* **What is required**: Without the pictures, repeat the listing character for character.

* **Data section**:
_ _ _ _

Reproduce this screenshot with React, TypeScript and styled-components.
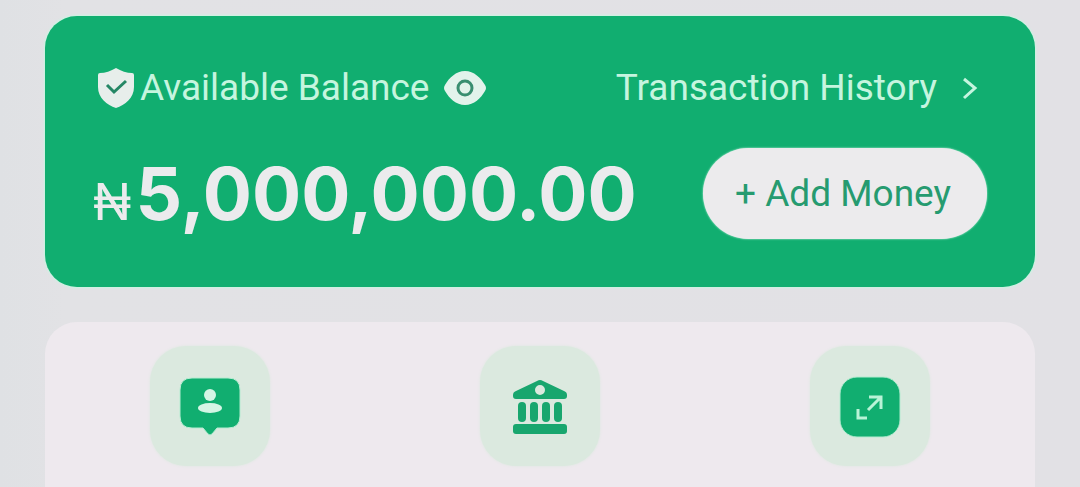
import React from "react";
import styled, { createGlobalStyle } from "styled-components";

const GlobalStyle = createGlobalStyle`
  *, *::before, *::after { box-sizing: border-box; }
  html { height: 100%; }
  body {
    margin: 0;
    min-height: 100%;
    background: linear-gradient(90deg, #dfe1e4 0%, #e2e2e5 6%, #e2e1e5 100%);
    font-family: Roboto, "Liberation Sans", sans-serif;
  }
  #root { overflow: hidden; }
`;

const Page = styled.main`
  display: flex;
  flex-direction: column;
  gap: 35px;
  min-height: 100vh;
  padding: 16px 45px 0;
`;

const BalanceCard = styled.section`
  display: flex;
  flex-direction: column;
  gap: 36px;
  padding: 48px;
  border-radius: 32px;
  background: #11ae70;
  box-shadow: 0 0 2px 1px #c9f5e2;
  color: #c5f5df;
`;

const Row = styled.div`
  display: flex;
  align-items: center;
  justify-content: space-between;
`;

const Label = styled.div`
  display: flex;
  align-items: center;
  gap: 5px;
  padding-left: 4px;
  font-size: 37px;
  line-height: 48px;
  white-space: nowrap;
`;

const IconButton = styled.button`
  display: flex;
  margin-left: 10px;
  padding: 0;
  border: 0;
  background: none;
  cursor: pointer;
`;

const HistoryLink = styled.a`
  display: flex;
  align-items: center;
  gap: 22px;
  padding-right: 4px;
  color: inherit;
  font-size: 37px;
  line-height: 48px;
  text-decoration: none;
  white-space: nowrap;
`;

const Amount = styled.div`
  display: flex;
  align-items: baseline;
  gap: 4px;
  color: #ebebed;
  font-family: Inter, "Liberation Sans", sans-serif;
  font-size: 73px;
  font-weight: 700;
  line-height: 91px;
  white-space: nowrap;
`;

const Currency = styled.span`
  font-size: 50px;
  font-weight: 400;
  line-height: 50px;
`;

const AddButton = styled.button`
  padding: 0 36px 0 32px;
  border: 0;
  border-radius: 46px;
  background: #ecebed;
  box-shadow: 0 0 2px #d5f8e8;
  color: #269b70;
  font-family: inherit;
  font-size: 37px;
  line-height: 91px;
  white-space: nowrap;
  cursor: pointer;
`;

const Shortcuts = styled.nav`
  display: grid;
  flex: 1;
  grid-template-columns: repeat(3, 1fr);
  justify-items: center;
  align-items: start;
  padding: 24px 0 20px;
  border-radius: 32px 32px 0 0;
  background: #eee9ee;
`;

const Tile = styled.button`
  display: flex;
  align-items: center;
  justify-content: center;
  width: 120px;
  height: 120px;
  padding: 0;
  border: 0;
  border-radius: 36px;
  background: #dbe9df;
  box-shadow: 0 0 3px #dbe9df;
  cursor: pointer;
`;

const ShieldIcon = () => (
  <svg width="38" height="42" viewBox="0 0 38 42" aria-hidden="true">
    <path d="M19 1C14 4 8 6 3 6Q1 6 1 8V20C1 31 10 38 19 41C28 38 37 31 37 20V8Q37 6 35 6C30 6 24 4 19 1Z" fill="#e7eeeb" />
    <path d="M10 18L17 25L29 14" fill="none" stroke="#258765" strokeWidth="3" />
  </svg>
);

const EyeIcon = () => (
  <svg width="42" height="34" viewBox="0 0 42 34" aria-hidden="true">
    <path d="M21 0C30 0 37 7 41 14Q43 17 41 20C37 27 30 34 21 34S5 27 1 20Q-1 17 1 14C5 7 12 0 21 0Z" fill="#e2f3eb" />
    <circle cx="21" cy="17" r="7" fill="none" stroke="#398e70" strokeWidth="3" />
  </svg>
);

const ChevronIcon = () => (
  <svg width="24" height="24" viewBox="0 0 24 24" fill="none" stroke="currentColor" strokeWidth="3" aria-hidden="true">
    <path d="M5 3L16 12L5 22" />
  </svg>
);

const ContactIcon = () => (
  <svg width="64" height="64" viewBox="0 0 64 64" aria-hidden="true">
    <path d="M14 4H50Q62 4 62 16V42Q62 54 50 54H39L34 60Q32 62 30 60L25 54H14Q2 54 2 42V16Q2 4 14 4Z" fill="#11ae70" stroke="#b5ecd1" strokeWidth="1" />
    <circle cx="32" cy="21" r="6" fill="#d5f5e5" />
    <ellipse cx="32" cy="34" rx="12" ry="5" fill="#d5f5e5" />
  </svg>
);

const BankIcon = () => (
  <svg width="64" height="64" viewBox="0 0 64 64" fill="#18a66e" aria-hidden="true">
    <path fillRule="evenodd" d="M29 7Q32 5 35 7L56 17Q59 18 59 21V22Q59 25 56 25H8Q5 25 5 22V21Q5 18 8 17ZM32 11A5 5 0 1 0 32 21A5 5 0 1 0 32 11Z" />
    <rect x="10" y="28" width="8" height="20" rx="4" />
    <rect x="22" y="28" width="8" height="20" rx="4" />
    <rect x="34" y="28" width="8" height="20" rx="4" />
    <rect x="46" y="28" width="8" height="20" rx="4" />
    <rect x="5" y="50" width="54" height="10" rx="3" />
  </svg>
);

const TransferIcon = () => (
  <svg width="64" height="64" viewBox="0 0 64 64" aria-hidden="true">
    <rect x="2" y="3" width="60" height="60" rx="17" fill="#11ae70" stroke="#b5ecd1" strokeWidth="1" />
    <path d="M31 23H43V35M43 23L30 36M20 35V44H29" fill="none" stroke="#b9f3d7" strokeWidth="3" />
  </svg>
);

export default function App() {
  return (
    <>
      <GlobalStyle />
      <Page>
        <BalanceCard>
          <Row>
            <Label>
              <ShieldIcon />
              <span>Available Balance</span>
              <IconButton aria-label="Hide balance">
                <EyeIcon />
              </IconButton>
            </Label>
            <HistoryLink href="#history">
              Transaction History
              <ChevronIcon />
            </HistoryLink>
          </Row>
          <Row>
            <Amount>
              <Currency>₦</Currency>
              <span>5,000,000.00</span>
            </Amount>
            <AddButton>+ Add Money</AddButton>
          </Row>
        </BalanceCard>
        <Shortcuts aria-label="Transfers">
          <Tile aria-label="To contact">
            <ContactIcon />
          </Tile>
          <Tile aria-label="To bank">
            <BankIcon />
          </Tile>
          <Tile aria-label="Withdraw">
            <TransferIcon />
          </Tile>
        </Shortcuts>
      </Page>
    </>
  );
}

_ _ _ _

* **Final result**:
Reproduce this screenshot with React, TypeScript and styled-components.
import React from "react";
import styled, { createGlobalStyle } from "styled-components";

const GlobalStyle = createGlobalStyle`
  *, *::before, *::after { box-sizing: border-box; }
  html { height: 100%; }
  body {
    margin: 0;
    min-height: 100%;
    background: linear-gradient(90deg, #dfe1e4 0%, #e2e2e5 6%, #e2e1e5 100%);
    font-family: Roboto, "Liberation Sans", sans-serif;
  }
  #root { overflow: hidden; }
`;

const Page = styled.main`
  display: flex;
  flex-direction: column;
  gap: 35px;
  min-height: 100vh;
  padding: 16px 45px 0;
`;

const BalanceCard = styled.section`
  display: flex;
  flex-direction: column;
  gap: 36px;
  padding: 48px;
  border-radius: 32px;
  background: #11ae70;
  box-shadow: 0 0 2px 1px #c9f5e2;
  color: #c5f5df;
`;

const Row = styled.div`
  display: flex;
  align-items: center;
  justify-content: space-between;
`;

const Label = styled.div`
  display: flex;
  align-items: center;
  gap: 5px;
  padding-left: 4px;
  font-size: 37px;
  line-height: 48px;
  white-space: nowrap;
`;

const IconButton = styled.button`
  display: flex;
  margin-left: 10px;
  padding: 0;
  border: 0;
  background: none;
  cursor: pointer;
`;

const HistoryLink = styled.a`
  display: flex;
  align-items: center;
  gap: 22px;
  padding-right: 4px;
  color: inherit;
  font-size: 37px;
  line-height: 48px;
  text-decoration: none;
  white-space: nowrap;
`;

const Amount = styled.div`
  display: flex;
  align-items: baseline;
  gap: 4px;
  color: #ebebed;
  font-family: Inter, "Liberation Sans", sans-serif;
  font-size: 73px;
  font-weight: 700;
  line-height: 91px;
  white-space: nowrap;
`;

const Currency = styled.span`
  font-size: 50px;
  font-weight: 400;
  line-height: 50px;
`;

const AddButton = styled.button`
  padding: 0 36px 0 32px;
  border: 0;
  border-radius: 46px;
  background: #ecebed;
  box-shadow: 0 0 2px #d5f8e8;
  color: #269b70;
  font-family: inherit;
  font-size: 37px;
  line-height: 91px;
  white-space: nowrap;
  cursor: pointer;
`;

const Shortcuts = styled.nav`
  display: grid;
  flex: 1;
  grid-template-columns: repeat(3, 1fr);
  justify-items: center;
  align-items: start;
  padding: 24px 0 20px;
  border-radius: 32px 32px 0 0;
  background: #eee9ee;
`;

const Tile = styled.button`
  display: flex;
  align-items: center;
  justify-content: center;
  width: 120px;
  height: 120px;
  padding: 0;
  border: 0;
  border-radius: 36px;
  background: #dbe9df;
  box-shadow: 0 0 3px #dbe9df;
  cursor: pointer;
`;

const ShieldIcon = () => (
  <svg width="38" height="42" viewBox="0 0 38 42" aria-hidden="true">
    <path d="M19 1C14 4 8 6 3 6Q1 6 1 8V20C1 31 10 38 19 41C28 38 37 31 37 20V8Q37 6 35 6C30 6 24 4 19 1Z" fill="#e7eeeb" />
    <path d="M10 18L17 25L29 14" fill="none" stroke="#258765" strokeWidth="3" />
  </svg>
);

const EyeIcon = () => (
  <svg width="42" height="34" viewBox="0 0 42 34" aria-hidden="true">
    <path d="M21 0C30 0 37 7 41 14Q43 17 41 20C37 27 30 34 21 34S5 27 1 20Q-1 17 1 14C5 7 12 0 21 0Z" fill="#e2f3eb" />
    <circle cx="21" cy="17" r="7" fill="none" stroke="#398e70" strokeWidth="3" />
  </svg>
);

const ChevronIcon = () => (
  <svg width="24" height="24" viewBox="0 0 24 24" fill="none" stroke="currentColor" strokeWidth="3" aria-hidden="true">
    <path d="M5 3L16 12L5 22" />
  </svg>
);

const ContactIcon = () => (
  <svg width="64" height="64" viewBox="0 0 64 64" aria-hidden="true">
    <path d="M14 4H50Q62 4 62 16V42Q62 54 50 54H39L34 60Q32 62 30 60L25 54H14Q2 54 2 42V16Q2 4 14 4Z" fill="#11ae70" stroke="#b5ecd1" strokeWidth="1" />
    <circle cx="32" cy="21" r="6" fill="#d5f5e5" />
    <ellipse cx="32" cy="34" rx="12" ry="5" fill="#d5f5e5" />
  </svg>
);

const BankIcon = () => (
  <svg width="64" height="64" viewBox="0 0 64 64" fill="#18a66e" aria-hidden="true">
    <path fillRule="evenodd" d="M29 7Q32 5 35 7L56 17Q59 18 59 21V22Q59 25 56 25H8Q5 25 5 22V21Q5 18 8 17ZM32 11A5 5 0 1 0 32 21A5 5 0 1 0 32 11Z" />
    <rect x="10" y="28" width="8" height="20" rx="4" />
    <rect x="22" y="28" width="8" height="20" rx="4" />
    <rect x="34" y="28" width="8" height="20" rx="4" />
    <rect x="46" y="28" width="8" height="20" rx="4" />
    <rect x="5" y="50" width="54" height="10" rx="3" />
  </svg>
);

const TransferIcon = () => (
  <svg width="64" height="64" viewBox="0 0 64 64" aria-hidden="true">
    <rect x="2" y="3" width="60" height="60" rx="17" fill="#11ae70" stroke="#b5ecd1" strokeWidth="1" />
    <path d="M31 23H43V35M43 23L30 36M20 35V44H29" fill="none" stroke="#b9f3d7" strokeWidth="3" />
  </svg>
);

export default function App() {
  return (
    <>
      <GlobalStyle />
      <Page>
        <BalanceCard>
          <Row>
            <Label>
              <ShieldIcon />
              <span>Available Balance</span>
              <IconButton aria-label="Hide balance">
                <EyeIcon />
              </IconButton>
            </Label>
            <HistoryLink href="#history">
              Transaction History
              <ChevronIcon />
            </HistoryLink>
          </Row>
          <Row>
            <Amount>
              <Currency>₦</Currency>
              <span>5,000,000.00</span>
            </Amount>
            <AddButton>+ Add Money</AddButton>
          </Row>
        </BalanceCard>
        <Shortcuts aria-label="Transfers">
          <Tile aria-label="To contact">
            <ContactIcon />
          </Tile>
          <Tile aria-label="To bank">
            <BankIcon />
          </Tile>
          <Tile aria-label="Withdraw">
            <TransferIcon />
          </Tile>
        </Shortcuts>
      </Page>
    </>
  );
}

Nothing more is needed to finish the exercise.